▶ **Instructions for the task**:
Each line of the material below that holds the word "React" needs to be copied.

▶ **Source material**:
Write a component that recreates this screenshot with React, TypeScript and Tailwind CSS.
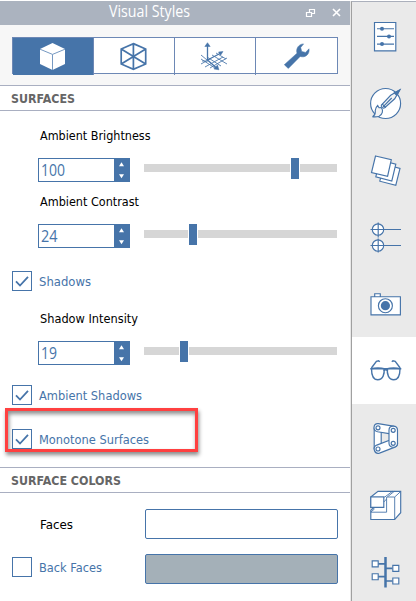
import React from "react";

const BLUE = "#4674a9";

function Label({ text, width, className = "" }: { text: string; width: number; className?: string }) {
  return (
    <svg width={width + 4} height={20} className={`block shrink-0 overflow-visible ${className}`}>
      <text x={0} y={14.5} textLength={width} lengthAdjust="spacingAndGlyphs" fill="currentColor">
        {text}
      </text>
    </svg>
  );
}

function Spinner({ value, width }: { value: string; width: number }) {
  return (
    <div className="flex h-6 w-[92px] shrink-0 border border-[#4674a9] bg-white">
      <div className="flex h-[22px] w-[75px] items-center pl-[2px] text-[15.5px] text-[#4674a9] [font-family:'Open_Sans','Noto_Sans',sans-serif]">
        <Label text={value} width={width} className="relative top-[1px]" />
      </div>
      <svg width="15" height="22" viewBox="0 0 15 22" className="bg-[#4674a9]" fill="#fff">
        <path d="M5 7.2 7.5 3.3 10 7.2ZM5 15.3h5L7.5 19.2Z" />
      </svg>
    </div>
  );
}

function Control({ label, labelWidth, value, valueWidth, handle }: {
  label: string; labelWidth: number; value: string; valueWidth: number; handle: string;
}) {
  return (
    <div className="flex h-[66px] flex-col">
      <div className="flex h-[34px] items-start pl-10 pt-[1px] text-black">
        <Label text={label} width={labelWidth} />
      </div>
      <div className="flex pl-[38px]">
        <Spinner value={value} width={valueWidth} />
        <div className="ml-[14px] mt-[6px] h-2 w-[193px] bg-[#d6d6d6]">
          <div className={`relative -top-[6px] h-[21px] w-[10px] border-x border-white bg-[#4674a9] ${handle}`} />
        </div>
      </div>
    </div>
  );
}

function Check({ label, width, checked = true }: { label: string; width: number; checked?: boolean }) {
  return (
    <div className="flex h-5 items-center pl-3 text-[#4674a9]">
      <div className="h-5 w-5 border border-[#4674a9] bg-white">
        {checked && (
          <svg width="18" height="18" viewBox="0 0 18 18" fill="none" stroke={BLUE} strokeWidth="1.8">
            <path d="m3 9.3 4 4.2 8-8.7" />
          </svg>
        )}
      </div>
      <Label text={label} width={width} className="ml-[7px]" />
    </div>
  );
}

function Section({ title, width }: { title: string; width: number }) {
  return (
    <div className="flex h-[26px] items-center border-y border-[#a9afc1] bg-white pl-[11px] font-bold text-[#666]">
      <Label text={title} width={width} />
    </div>
  );
}

const tools = [
  {
    box: "13 37 81 37",
    art: (
      <g stroke="none">
        <path d="M52.5 42 65 48v15l-12.5 6L40 63V48Z" fill="#fff" />
        <path d="M40 48.2 52.5 53.4 65 48.2M52.5 53.4V69" fill="none" stroke="#7699c2" strokeWidth="1" />
      </g>
    ),
  },
  {
    box: "94 37 81 37",
    art: <path d="M133.4 42.6 145.7 48v15l-12.3 5.4L121.2 63V48ZM133.4 42.6v25.8M121.2 48l24.5 15M145.7 48l-24.5 15" strokeWidth="1.7" />,
  },
  {
    box: "175 37 81 37",
    art: (
      <g>
        <path d="M207.5 59V43M207.5 59 221 52M207.5 59l9 8" strokeWidth="1.3" />
        <path d="m204.8 45.5 2.7-3.8 2.7 3.8ZM218.5 51l4.5-.5-2.4 3.7ZM217.5 64l1.4 4.8-5-.9Z" fill={BLUE} strokeWidth=".5" />
        <path d="m201 58 14 9M207 56l14 9M212 54l15 9M216 52l10 6M201 63l9-5M205 66l18-10M210 67l17-10M201 54l6 5M202 60h6" strokeWidth=".85" />
      </g>
    ),
  },
  {
    box: "256 37 81 37",
    art: (
      <path
        d="M284.3 63.7 297 52.2c-1.5-5 2.2-9.4 6.6-9.3l-2.9 3.7 1 3.8 3.8 1 3.5-3.6c1 5.2-3.7 9.5-8.8 7.6L288.3 67.5Z"
        fill={BLUE}
        strokeWidth=".5"
      />
    ),
  },
];

const icons = [
  <g key="sliders">
    <path d="M374.5 22.5h21.3v28.3h-21.3Z" fill="#fff" />
    <path d="M377 28.7h17M377 36.4h17M377 44.1h17" />
    <g fill={BLUE} stroke="none"><circle cx="382" cy="28.7" r="2" /><circle cx="389" cy="36.4" r="2" /><circle cx="382" cy="44.1" r="2" /></g>
  </g>,
  <g key="brush">
    <circle cx="385.6" cy="103.5" r="15" fill="#fff" />
    <path d="m399.7 90-9 5.3-9.3 9.7c-.7 1.7 1.3 3.8 3.3 2.8l10-9Z" fill="#f4f4f4" />
    <path d="m399.7 90-5.4 2.9 2.5 2.5Z" fill={BLUE} />
    <path d="M383 106.8 391.7 98M382 103.8l3.8 3.7M377.7 105.5l1.3 2.2 2.2-.2c2.5 3 1.2 7-2.1 8.8-2.3.8-4.2.5-6.6.5 3.5-1.6 2.7-3.4 2.8-6.5.1-2 1.1-3.6 2.4-4.8Z" fill="#f4f4f4" />
  </g>,
  <g key="layers" fill="#fff">
    <path d="m384.2 164.2 15.8 4.3-4.2 16.7-16-4Z" />
    <path d="m380 160 15.8 4.2-4 16.8-16-4.2Z" />
    <path d="m375.5 156 15.8 3.6-3.7 16.6-16.1-3.7Z" />
  </g>,
  <g key="targets">
    <circle cx="378" cy="229.5" r="5.7" fill="#fff" /><circle cx="378" cy="245.5" r="5.7" fill="#fff" />
    <path d="M370.5 229.5h30.5M370.5 245.5h30.5M378.2 222.5v15M378.2 238.5v14" />
  </g>,
  <g key="camera">
    <path d="M371 296.7h29.4v18.1H371ZM374.7 296.7v-3h5.6v3" fill="#fff" />
    <circle cx="385.4" cy="305.7" r="7" fill="#fff" /><circle cx="385.4" cy="305.7" r="4.6" fill={BLUE} stroke="none" />
  </g>,
  <g key="glasses">
    <path d="M371.5 368.7c3-.9 10-.9 12.5 0 .8 5-1 11-6.3 11-4.2 0-6.2-3.7-6.2-11ZM387.5 368.7c2.5-.9 9.5-.9 12.5 0 0 7.3-2 11-6.2 11-5.3 0-7.1-6-6.3-11Z" fill="#fff" strokeWidth="1.4" />
    <path d="M370.3 368.7h31M371.4 368l5-6.7 2.2-.5 1.2 1M400.2 368l-5-6.7-2.2-.5-1.2 1M384 371c.4-1.7 3-1.7 3.5 0" strokeWidth="1.4" />
  </g>,
  <g key="linkage" fill="#fff">
    <path d="M374.2 428v21h7v-21Z" />
    <path d="m378.2 423.6 15 2.5c5.1 1 4.4 8.7-1.2 8l-14.4-2.4c-5.3-1.2-4.4-8.4.6-8.1Z" />
    <path d="m392 439.2-15.2 5.9c-4.8 2.2-2.4 9.4 2.7 8l15.4-6c5-2.5 2.2-9.5-2.9-7.9Z" />
    <path d="M389 430.2c0-5.4 8.4-5.4 8.5 0v13c0 5.3-8.5 5.4-8.5 0Z" />
    <circle cx="378" cy="427.8" r="2" /><circle cx="393.2" cy="430.3" r="2" />
    <circle cx="393.2" cy="443.3" r="2" /><circle cx="378" cy="449" r="2" />
  </g>,
  <g key="block" fill="#fff">
    <path d="M370.8 497 378 491.4h22.7v21.3l-6 6.8h-23.9v-9.2l3-2.5-3-.4Z" />
    <path d="M370.8 497h14l7.6-5.6M387.2 497l7-5.6M387.2 497h7.5l6-5.5M394.7 497v22.5" fill="none" strokeWidth=".9" />
    <path d="M370.8 497h13v10.4h-13Z" />
    <path d="M386.6 497v15.2h-15.8M374.5 509l-3.7 3M386.6 499l-2.8 3" fill="none" strokeWidth=".9" />
  </g>,
  <g key="tree">
    <path d="M385.5 557v30.5" strokeWidth="2.5" />
    <path d="M378 563.9h7.5M378 576.7h7.5M385.5 568.4h7M385.5 581h7" strokeWidth="1.7" />
    <path d="M372.2 560.8h6v6h-6ZM372.2 573.7h6v6h-6ZM392.8 565.4h6v6h-6ZM392.8 578h6v6h-6Z" fill="#fff" />
  </g>,
];

export default function App() {
  return (
    <div className="flex h-[601px] w-[416px] flex-col overflow-hidden bg-white text-[13px] [font-family:'DejaVu_Sans_Condensed','DejaVu_Sans',sans-serif]">
      <div className="flex h-[601px] pt-px">
        <main className="relative flex w-[350px] shrink-0 flex-col">
          <header className="flex h-6 items-center bg-[#abb3bf] pl-[109px] text-white">
            <div className="text-[15.5px] [font-family:'Open_Sans','Noto_Sans',sans-serif]">
              <Label text="Visual Styles" width={81} className="relative top-[-1px]" />
            </div>
            <svg width="40" height="14" viewBox="0 0 40 14" className="ml-[111px]" fill="none" stroke="#fff">
              <path d="M4.5 6V3.5h5v4H7M1.5 6.5h5v4h-5ZM4 3.5h6M1 6.5h6" strokeWidth="1.2" />
              <path d="m28 3 7 7M35 3l-7 7" strokeWidth="1.6" />
            </svg>
          </header>
          <div className="h-[60px] bg-[#f7f7f7] pl-3 pt-3">
            <div className="grid h-[37px] w-[326px] grid-cols-4 border border-[#6d88b5] bg-white">
              {tools.map(({ box, art }, i) => (
                <button key={box} className={`flex items-center ${i === 3 ? "" : "border-r border-[#6d88b5]"} ${i === 0 ? "bg-[#4674a9]" : ""}`}>
                  <svg viewBox={box} width="81" height="37" className="shrink-0" fill="none" stroke={BLUE}>{art}</svg>
                </button>
              ))}
            </div>
          </div>
          <Section title="SURFACES" width={64} />
          <div className="flex h-[356px] flex-col pt-[13px]">
            <Control label="Ambient Brightness" labelWidth={110.5} value="100" valueWidth={24} handle="left-[146px]" />
            <Control label="Ambient Contrast" labelWidth={99} value="24" valueWidth={16.5} handle="left-[44px]" />
            <div className="mt-[15px]"><Check label="Shadows" width={52} /></div>
            <div className="mt-4"><Control label="Shadow Intensity" labelWidth={98} value="19" valueWidth={16} handle="left-[35px]" /></div>
            <div className="mt-3"><Check label="Ambient Shadows" width={103} /></div>
            <div className="mt-6"><Check label="Monotone Surfaces" width={110} /></div>
          </div>
          <Section title="SURFACE COLORS" width={110} />
          <div className="flex h-[61px] items-start pt-4">
            <div className="w-[145px] pl-10 pt-[5px] text-black"><Label text="Faces" width={33} /></div>
            <div className="h-[30px] w-[193px] rounded-[2px] border border-[#4674a9] bg-white" />
          </div>
          <div className="flex h-[45px] items-start">
            <div className="w-[145px] pt-[3px]"><Check label="Back Faces" width={63} checked={false} /></div>
            <div className="h-[30px] w-[193px] rounded-[2px] border border-[#4674a9] bg-[#a4b0b8]" />
          </div>
          <div className="absolute left-[5px] top-[407px] h-[44px] w-[193px] border-[3px] border-[#ff4040] shadow-[1px_3px_4px_rgba(0,0,0,0.45),inset_1px_3px_4px_rgba(0,0,0,0.45)]" />
        </main>
        <div className="w-px shrink-0 bg-[#e8e8e8]" />
        <nav className="flex w-[65px] shrink-0 flex-col border-l border-t border-[#a0a0a0] border-t-[#abb0bc] bg-[#eaeaea]">
          {icons.map((icon, i) => (
            <button key={icon.key} className={`block h-[67px] w-16 shrink-0 ${i === 5 ? "bg-white" : ""}`}>
              <svg width="64" height="67" viewBox={`352 ${2 + i * 67} 64 67`} fill="none" stroke={BLUE} strokeWidth="1.15">{icon}</svg>
            </button>
          ))}
        </nav>
      </div>
    </div>
  );
}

▶ **Task answer**:
Write a component that recreates this screenshot with React, TypeScript and Tailwind CSS.
import React from "react";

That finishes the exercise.